Does Your Gliding Parachute Really Glide
How far does your gliding parachute really glide? “I don’t know but it goes really fast!” might be the response you get from some canopy pilots. What is the difference between speed and glide? Is there a difference? (Yes.) How can we tell? Does it matter? These are some of the questions we will tackle here.
First, let’s get on the same page and define the aspects of both speed and glide. The first thought that comes to most peoples’ minds is that each can be substituted for the other. Speed can be converted into lift with a flare or application of brakes. Does this lift translate into glide? Is there a trade off in reduced glide as we add brakes? We don’t know and we can’t really tell during flight. Glide can certainly be translated into speed by simply pulling front risers. This pulls the nose of the canopy down, steepening the angle of attack and increasing speed. It is worthy of note at this point that the mode of propulsion is “gravity”. We become lawn darts. This is not a bad thing by any means as speed may be converted back into lift and if done properly – glide, the all-important component. Does this all matter? It certainly does if you take your canopy flying seriously. Your choice of canopy is based upon the type of flying you do and your comfort zone.

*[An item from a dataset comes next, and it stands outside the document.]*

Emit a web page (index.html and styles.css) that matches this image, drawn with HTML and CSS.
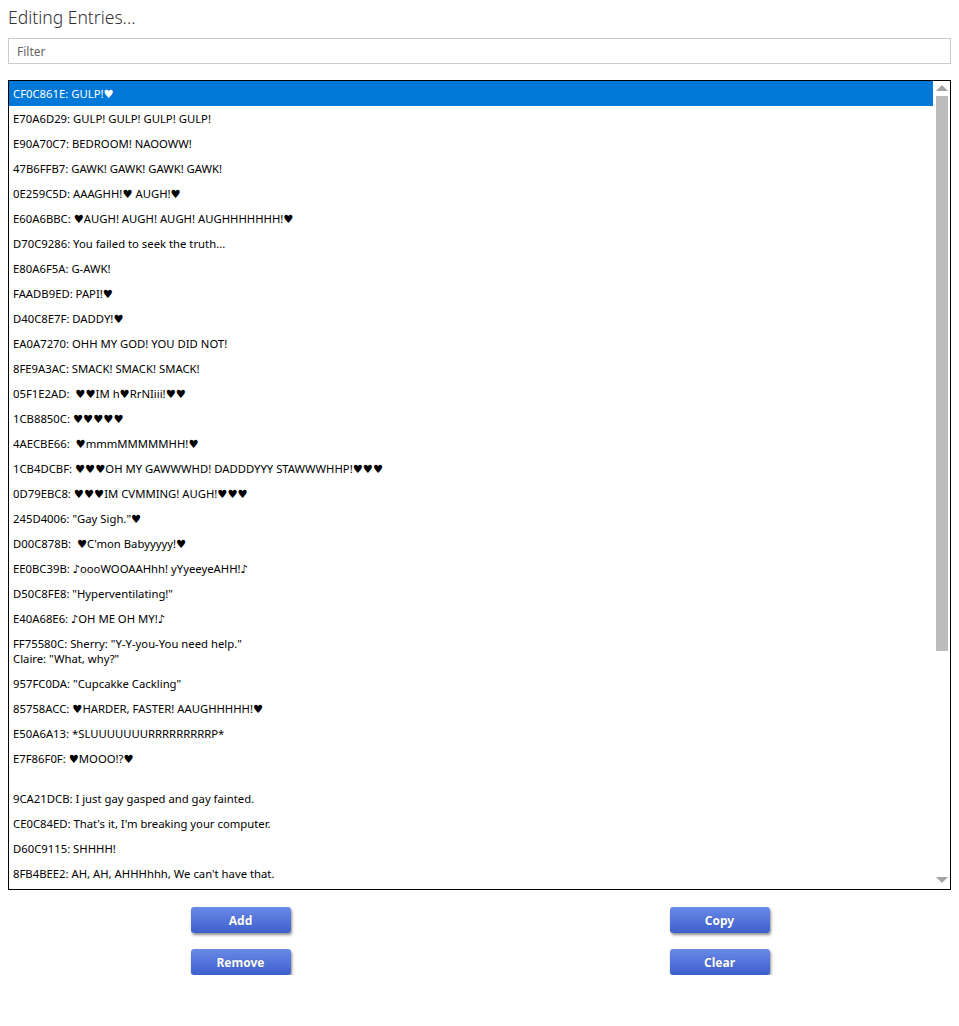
FILE: index.html
```html
<!DOCTYPE html>
<html>
<head>
<meta charset="utf-8">
<link rel="stylesheet" href="styles.css">
</head>
<body>
<div class="page">
  <div class="title">Editing Entries...</div>
  <input class="filter" type="text" placeholder="Filter">
  <div class="listbox">
    <div class="items">
      <div class="item selected">CF0C861E: GULP!♥</div>
      <div class="item">E70A6D29: GULP! GULP! GULP! GULP!</div>
      <div class="item">E90A70C7: BEDROOM! NAOOWW!</div>
      <div class="item">47B6FFB7: GAWK! GAWK! GAWK! GAWK!</div>
      <div class="item">0E259C5D: AAAGHH!♥ AUGH!♥</div>
      <div class="item">E60A6BBC: ♥AUGH! AUGH! AUGH! AUGHHHHHHH!♥</div>
      <div class="item">D70C9286: You failed to seek the truth...</div>
      <div class="item">E80A6F5A: G-AWK!</div>
      <div class="item">FAADB9ED: PAPI!♥</div>
      <div class="item">D40C8E7F: DADDY!♥</div>
      <div class="item">EA0A7270: OHH MY GOD! YOU DID NOT!</div>
      <div class="item">8FE9A3AC: SMACK! SMACK! SMACK!</div>
      <div class="item">05F1E2AD:  ♥♥IM h♥RrNIiii!♥♥</div>
      <div class="item">1CB8850C: ♥♥♥♥♥</div>
      <div class="item">4AECBE66:  ♥mmmMMMMMHH!♥</div>
      <div class="item">1CB4DCBF: ♥♥♥OH MY GAWWWHD! DADDDYYY STAWWWHHP!♥♥♥</div>
      <div class="item">0D79EBC8: ♥♥♥IM CVMMING! AUGH!♥♥♥</div>
      <div class="item">245D4006: "Gay Sigh."♥</div>
      <div class="item">D00C878B:  ♥C'mon Babyyyyy!♥</div>
      <div class="item">EE0BC39B: ♪oooWOOAAHhh! yYyeeyeAHH!♪</div>
      <div class="item">D50C8FE8: "Hyperventilating!"</div>
      <div class="item">E40A68E6: ♪OH ME OH MY!♪</div>
      <div class="item">FF75580C: Sherry: "Y-Y-you-You need help."
Claire: "What, why?"</div>
      <div class="item">957FC0DA: "Cupcakke Cackling"</div>
      <div class="item">85758ACC: ♥HARDER, FASTER! AAUGHHHHH!♥</div>
      <div class="item">E50A6A13: *SLUUUUUUURRRRRRRRRP*</div>
      <div class="item">E7F86F0F: ♥MOOO!?♥</div>
      <div class="item">
9CA21DCB: I just gay gasped and gay fainted.</div>
      <div class="item">CE0C84ED: That's it, I'm breaking your computer.</div>
      <div class="item">D60C9115: SHHHH!</div>
      <div class="item">8FB4BEE2: AH, AH, AHHHhhh, We can't have that.</div>
    </div>
    <div class="scrollbar">
      <div class="arrow up"></div>
      <div class="track"><div class="thumb"></div></div>
      <div class="arrow down"></div>
    </div>
  </div>
  <div class="buttons">
    <button class="btn">Add</button>
    <button class="btn right">Copy</button>
    <button class="btn">Remove</button>
    <button class="btn right">Clear</button>
  </div>
</div>
</body>
</html>
```
FILE: styles.css
```css
html, body {
  margin: 0;
  padding: 0;
  background: #fff;
}
body {
  font-family: "Noto Sans", "DejaVu Sans", sans-serif;
  color: #000;
}
.page {
  padding: 6px 8px 0 8px;
  display: flex;
  flex-direction: column;
}
.title {
  font-size: 17.5px;
  font-weight: 300;
  color: #333;
  line-height: 22px;
  height: 22px;
}
.filter {
  margin-top: 10px;
  box-sizing: border-box;
  width: 100%;
  height: 26px;
  border: 1px solid #ccc;
  padding: 0 8px;
  font-family: inherit;
  font-size: 12px;
  outline: none;
}
.filter::placeholder {
  color: #666;
}
.listbox {
  margin-top: 16px;
  height: 810px;
  box-sizing: border-box;
  border: 1px solid #000;
  display: flex;
  overflow: hidden;
}
.items {
  flex: 1;
  overflow: hidden;
  font-size: 11.3px;
}
.item {
  white-space: pre;
  line-height: 15px;
  padding: 5px 4px;
}
.item.selected {
  background: #0078d7;
  color: #fff;
}
.scrollbar {
  width: 15px;
  display: flex;
  flex-direction: column;
  align-items: center;
  padding: 0 1px;
}
.arrow {
  width: 0;
  height: 0;
  border-left: 6px solid transparent;
  border-right: 6px solid transparent;
}
.arrow.up {
  margin-top: 4px;
  border-bottom: 6px solid #a3a3a3;
}
.arrow.down {
  margin-bottom: 6px;
  border-top: 6px solid #a3a3a3;
}
.track {
  flex: 1;
  width: 12px;
  padding-top: 5px;
  padding-bottom: 6px;
}
.thumb {
  width: 12px;
  height: 555px;
  background: #bcbcbc;
}
.buttons {
  margin-top: 17px;
  display: grid;
  grid-template-columns: 1fr 1fr;
  column-gap: 13px;
  row-gap: 16px;
  justify-items: center;
}
.btn {
  width: 100px;
  height: 26px;
  border: none;
  border-radius: 3px;
  background: linear-gradient(#6a8ae6, #3d5fcd);
  color: #fff;
  font-family: "Noto Sans", "DejaVu Sans", sans-serif;
  font-weight: 700;
  font-size: 12px;
  box-shadow: 1px 2px 3px rgba(0,0,0,0.45);
  text-shadow: 0 0 1px rgba(0,0,0,0.3);
}
.btn.right {
  margin-left: 2px;
}
```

Modern ram-air parachutes offer a variety of flavors and like all mature aeronautic designs there are trade-offs, the primary trade-off being Glide/Lift vs. Speed. When we test jump a canopy we have a perception of the speed by the wind in our faces and the sound of the air rushing past our ears but we have no sense of glide because of the greatness of distance from the ground and the fact that we are being affected by the air mass. Therefore we have to ask science for guidance. It would seem that with the new hand held GPS’s we should be able to measure glide or at least see a profile of the jump. We sure can and we have! But how do we compensate for wind, as what the GPS is measuring for distance is ground distance, and we are flying in a moving air mass?
Where better to look than to sailplanes, where it is all about gliding! That’s what they do, after all, is glide. So how do sailplane designers and pilots measure glide? They use polar curves, a kind of graph that shows the rate of sink of an aircraft in relation to its horizontal speed. Wikipedia has an excellent entry about “P” Curves to measure Glide. A “P” curve is a polar curve and a second order polynomial trend line. It is developed on a graph that has as its “X” axis Speed in feet per second (fps) and as the “Y” axis Rate of Decent (ROD) in fps. Data points are plotted on this graph and the second order polynomial is applied. A straight line is then drawn from the Origin (0.0) to a point tangential to the polar curve. This line is then the glide slope of the vehicle. In the case of canopies we would want to title the chart with the canopy type and pound per square foot loading (see hypothetical below).
Different loadings might produce different results. It would be interesting to see if performance across a given product line will have similar performance at similar loadings. Speed has a direct translation to toggle deflection and should be documented during data acquisition. An understanding of the chart by the pilot will tell them exactly how much toggle need be applied to get back to that faraway DZ after a long spot and low pull. They can know this on the first jump on any given canopy (and not suffer the embarrassment of the long walk back from an “out jump” until they learn that canopy). Additionally, this data would provide information to manufacturers as to the optimal deployment brake setting. This would be especially useful in the case of reserves where you want minimum rate of descent and minimum glide for the case of unattended landings. It is assumed they do it today by trial and error using the current test jumper no matter what they weigh. Brake settings could even be revised to reflect lbs/sq. ft. loading.
Such data would act as information to potential buyers of new canopies. WOW, will the manufacturers hate that. Fact instead of Smack! A camera jumper who is tired of having to pull high and not film tandem openings so he/she can make it back to the DZ to film the landings (or is it better to get the opening and miss the landing?), will have the information to define the difference in canopies and maybe then they can get both. It’s assumed that most jumpers would want to have the canopy that would get them back from a long spot. Seemingly the better the canopy glides, the better it would land. Some canopy pilots believe that because the canopy goes fast it will have a better flare. This is misguided as shallow trimmed canopies may be front risered to get speeds equal to steep trimmed canopies but steep trimmed canopies cannot, even with rear risers, attain the flat glide of a high glide canopy.
OK, where to we get such manna? The manufacturers would probably not give it to us, if they even had it. How do we go about taking this data in the first place? Well, we already have “smart” altimeters which record altitude against a time line. That will give us our Rate of Descent. Next we need a recording anemometer; even a hand held one would work, that we could mount out in front of us somewhere. The anemometer readings could be recorded with a video camera. The two data sets can be synchronized by backing up from landing ground contact. A graph can be created, which we would upload to a central parachuting social media site where other acquisitions could also be uploaded and compared. “Dropzone.com” already has a listing of some canopies by angle of attack, on a forum about canopy glide; this is a beginning. If this becomes a reality then all of the questions posed here would be answered. We would know exactly how much toggle to apply to get the maximum glide out of a given canopy at a given pound per square foot loading.